Second, it is always dicey to specify exactly the influences on Hitler and to claim that this cause and no other was uniquely responsible for his vile philosophy and actions. To put it euphemistically, Hitler was not (for all he thought otherwise) a deeply educated or properly read man. He picked up bits and pieces of folk philosophy from all over — in the doss houses of Vienna before the war, in the trenches from his mates, and from pamphlets and like organs after the defeat. He did not engage in a detailed study of Darwin and his works and influences. Hitler certainly owed as much to the general anti-Semitism of the Austria in which he was raised, together with an (one is inclined to say) almost pathetic enthusiasm for the German Volkish movement and the daft but dangerous views that that embraced. It would be too crude to say that Wagner rather than Darwin was responsible for Hitler, but a stronger case could be made. Hitler certainly spent more time listening to heldentenors than to learned disquisitions on the links between embryology and paleontology — a favorite hobby horse of German evolutionists.

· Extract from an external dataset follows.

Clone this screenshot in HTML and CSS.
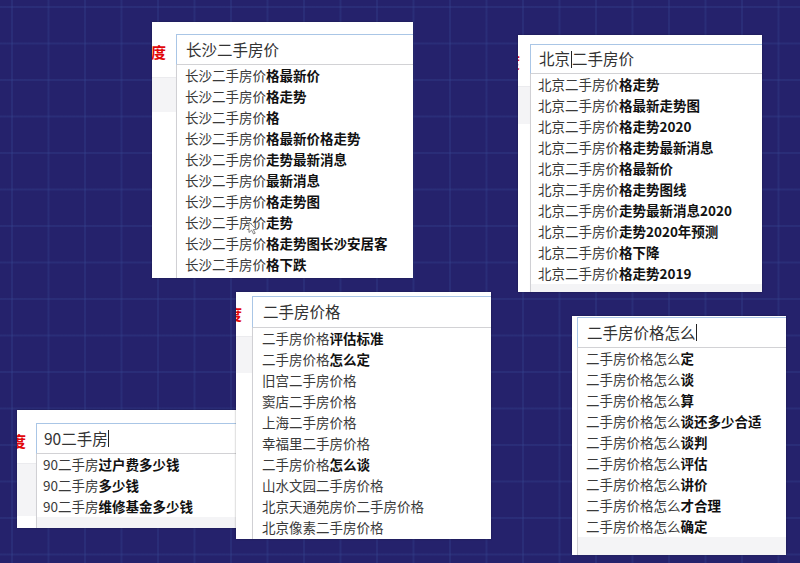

Third, whatever the initial approval, the Nazi ideologists quickly realized how completely antithetical the whole evolution idea was to their own ideology. Not only are we first cousins to the monkeys but, even worse, the Aryans are brothers and sisters with the Jews, the Slavs, the gypsies, and the rest of the world's riffraff and degenerates. The greatest German evolutionist of the 19th century was Ernst Haeckel — a man whose solution to the Jewish problem was to interbreed with them so they would no longer exist as a definite group. There was not much celebration of this man and his ideas in the upper levels of the Nazi hierarchy.
So, as always, be careful not to be seduced by the ideas and claims of the anti-evolutionists. They are not scientists and, to be perfectly honest, they are not very good historians either.